Fall Out Boy Frontman Poses Question to Haters: What’s So Bad About Nickelback?

Patrick Stump (Photo: Astrid Stawiarz)Do you hate Nickelback? Okay. Ever stopped to wonder—why exactly do you hate them? What did they ever do to you, anyway?

That’s the question Fall Out Boy frontman Patrick Stump posted on his personal blog Tuesday, with an extended lament on how society seems to be so darn critical in general these days.

"We derive our own identities from the act of hating,” Stump pointed out, adding, “We’re so busy broadcasting our latest cultural disdain that we scantly notice anything we enjoy.”

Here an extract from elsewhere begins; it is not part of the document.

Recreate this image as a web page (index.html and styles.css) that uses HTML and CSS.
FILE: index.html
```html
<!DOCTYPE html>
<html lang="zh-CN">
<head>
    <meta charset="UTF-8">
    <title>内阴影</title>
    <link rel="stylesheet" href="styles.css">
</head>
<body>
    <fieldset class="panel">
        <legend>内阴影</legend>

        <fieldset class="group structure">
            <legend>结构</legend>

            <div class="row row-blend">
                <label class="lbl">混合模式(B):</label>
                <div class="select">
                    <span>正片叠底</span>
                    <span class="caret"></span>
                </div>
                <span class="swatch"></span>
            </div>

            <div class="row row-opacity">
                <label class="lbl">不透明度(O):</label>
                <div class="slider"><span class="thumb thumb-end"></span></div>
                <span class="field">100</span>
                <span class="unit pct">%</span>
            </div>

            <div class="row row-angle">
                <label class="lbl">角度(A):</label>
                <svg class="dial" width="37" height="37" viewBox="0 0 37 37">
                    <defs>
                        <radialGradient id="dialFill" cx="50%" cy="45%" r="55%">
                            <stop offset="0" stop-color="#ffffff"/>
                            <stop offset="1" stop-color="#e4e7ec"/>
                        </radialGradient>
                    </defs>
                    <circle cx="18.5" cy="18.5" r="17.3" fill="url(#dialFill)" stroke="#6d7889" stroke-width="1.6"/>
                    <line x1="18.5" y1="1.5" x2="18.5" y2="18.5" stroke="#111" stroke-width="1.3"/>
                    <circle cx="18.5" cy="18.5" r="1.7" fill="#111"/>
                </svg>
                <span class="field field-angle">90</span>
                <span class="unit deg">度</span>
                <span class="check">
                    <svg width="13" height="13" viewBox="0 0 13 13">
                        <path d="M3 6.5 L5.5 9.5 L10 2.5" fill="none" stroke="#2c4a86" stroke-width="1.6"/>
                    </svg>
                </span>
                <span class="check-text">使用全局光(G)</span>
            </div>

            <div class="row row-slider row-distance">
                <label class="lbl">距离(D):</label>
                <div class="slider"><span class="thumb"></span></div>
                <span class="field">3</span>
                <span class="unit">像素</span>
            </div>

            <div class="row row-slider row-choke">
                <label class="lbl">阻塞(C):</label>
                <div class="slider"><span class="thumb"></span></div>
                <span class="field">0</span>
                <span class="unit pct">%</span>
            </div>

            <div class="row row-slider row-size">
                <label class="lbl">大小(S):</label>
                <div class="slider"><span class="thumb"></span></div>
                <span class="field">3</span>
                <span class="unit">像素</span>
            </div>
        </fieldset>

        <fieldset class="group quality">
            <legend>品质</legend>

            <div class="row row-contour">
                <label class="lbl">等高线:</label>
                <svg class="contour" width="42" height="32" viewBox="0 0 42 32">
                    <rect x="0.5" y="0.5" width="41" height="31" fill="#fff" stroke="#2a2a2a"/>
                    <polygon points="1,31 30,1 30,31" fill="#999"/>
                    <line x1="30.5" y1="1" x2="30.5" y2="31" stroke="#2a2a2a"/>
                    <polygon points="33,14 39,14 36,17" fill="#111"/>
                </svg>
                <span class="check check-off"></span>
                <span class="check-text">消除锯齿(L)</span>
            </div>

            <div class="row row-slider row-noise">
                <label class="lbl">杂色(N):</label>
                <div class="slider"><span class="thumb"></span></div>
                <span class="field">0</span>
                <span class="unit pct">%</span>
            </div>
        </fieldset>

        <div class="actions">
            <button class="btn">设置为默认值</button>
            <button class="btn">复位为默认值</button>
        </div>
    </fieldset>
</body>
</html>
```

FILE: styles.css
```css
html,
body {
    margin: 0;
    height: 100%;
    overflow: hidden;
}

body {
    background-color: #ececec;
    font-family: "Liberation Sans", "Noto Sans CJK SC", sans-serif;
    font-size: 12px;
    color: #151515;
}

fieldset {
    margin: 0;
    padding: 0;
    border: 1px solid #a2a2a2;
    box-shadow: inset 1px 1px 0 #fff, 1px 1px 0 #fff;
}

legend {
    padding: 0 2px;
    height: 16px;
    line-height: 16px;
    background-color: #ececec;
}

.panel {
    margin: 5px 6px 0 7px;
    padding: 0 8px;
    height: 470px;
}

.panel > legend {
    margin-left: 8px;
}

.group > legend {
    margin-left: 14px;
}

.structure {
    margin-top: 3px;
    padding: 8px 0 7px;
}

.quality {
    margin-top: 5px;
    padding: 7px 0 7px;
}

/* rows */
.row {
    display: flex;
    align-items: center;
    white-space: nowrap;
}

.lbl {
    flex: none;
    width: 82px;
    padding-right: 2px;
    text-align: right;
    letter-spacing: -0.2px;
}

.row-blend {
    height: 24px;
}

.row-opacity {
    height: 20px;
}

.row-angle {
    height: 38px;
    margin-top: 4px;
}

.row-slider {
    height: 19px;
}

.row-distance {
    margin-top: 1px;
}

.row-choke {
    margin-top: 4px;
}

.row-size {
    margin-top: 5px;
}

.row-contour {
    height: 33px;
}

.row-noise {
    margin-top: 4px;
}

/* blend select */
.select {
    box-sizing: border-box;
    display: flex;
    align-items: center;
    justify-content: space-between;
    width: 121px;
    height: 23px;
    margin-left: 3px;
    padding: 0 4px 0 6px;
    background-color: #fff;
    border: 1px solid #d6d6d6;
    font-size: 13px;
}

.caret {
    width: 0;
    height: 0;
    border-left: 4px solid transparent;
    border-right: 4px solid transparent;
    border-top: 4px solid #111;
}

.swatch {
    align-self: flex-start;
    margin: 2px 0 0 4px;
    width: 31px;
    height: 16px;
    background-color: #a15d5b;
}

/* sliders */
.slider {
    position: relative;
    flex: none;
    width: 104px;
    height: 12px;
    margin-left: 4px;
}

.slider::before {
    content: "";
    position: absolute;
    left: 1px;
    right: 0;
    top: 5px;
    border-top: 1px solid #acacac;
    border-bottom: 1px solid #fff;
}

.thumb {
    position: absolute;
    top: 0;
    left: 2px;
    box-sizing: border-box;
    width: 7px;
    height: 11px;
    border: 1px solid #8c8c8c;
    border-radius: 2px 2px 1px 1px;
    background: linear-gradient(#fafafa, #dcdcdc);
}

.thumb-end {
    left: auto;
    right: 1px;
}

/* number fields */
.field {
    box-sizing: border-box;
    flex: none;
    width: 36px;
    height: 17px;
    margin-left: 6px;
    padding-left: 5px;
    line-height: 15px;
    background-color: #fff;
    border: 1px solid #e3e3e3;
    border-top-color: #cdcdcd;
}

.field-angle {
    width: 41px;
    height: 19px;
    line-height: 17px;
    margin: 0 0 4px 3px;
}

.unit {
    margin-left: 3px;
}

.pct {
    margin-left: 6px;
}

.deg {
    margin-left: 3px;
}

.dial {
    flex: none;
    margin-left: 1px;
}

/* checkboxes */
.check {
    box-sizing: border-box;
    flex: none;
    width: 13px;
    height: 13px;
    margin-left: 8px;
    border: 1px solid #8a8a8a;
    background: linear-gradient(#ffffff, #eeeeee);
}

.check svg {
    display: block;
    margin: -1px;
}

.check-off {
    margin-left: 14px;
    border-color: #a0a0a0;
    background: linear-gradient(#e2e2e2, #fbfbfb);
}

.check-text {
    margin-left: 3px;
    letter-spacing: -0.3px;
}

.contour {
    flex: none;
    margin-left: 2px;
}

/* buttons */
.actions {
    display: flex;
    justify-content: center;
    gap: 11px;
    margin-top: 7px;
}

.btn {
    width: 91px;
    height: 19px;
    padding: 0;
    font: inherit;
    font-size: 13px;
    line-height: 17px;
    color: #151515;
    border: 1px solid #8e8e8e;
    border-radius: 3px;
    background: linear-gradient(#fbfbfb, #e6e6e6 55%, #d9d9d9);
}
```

He noted that “everyone’s a critic” and it’s actually starting to affect art today as a whole. “’Oh man, this Rebecca Black kid is terrible! Let’s laugh at her!’ has become more culturally relevant than ‘I really love this new Bilal record.”

“Criticizing art and the artists that make it is a lazier pass time than creating or appreciating it,” Stump wrote.

The singer admitted that professional critics serve a worthy purpose—indeed are “artists in their own right”—but in today’s generation of social media users, “it’s very easy to lose sight of anyone else’s opinion.”

Stump posed a challenge to haters: What’s so bad about bands such as Nickelback, anyway? “I’m sure Nickelback…worked (and potentially still are working) to be the best damned Nickelback they can be,” he stated. “All of the agreed upon pariahs throughout pop-culture history put their identities into the thing we decry.”

He went on to wonder why this critical disdain seems to be concentrated so strongly on music and art in particular. “We don’t go into a grocery store and go 'Ew! Hey, look at barbecue sauce! Don’t you just friggin’ hate barbecue sauce?'”

“I’m not saying everyone needs to go around playing nice and never admitting that they dislike things,” Stump concluded. “That’d be ridiculous. But perhaps we as a culture have exhausted (at least for a little while) whatever can positively be gained by ignorantly dismissing things as loudly as we can.”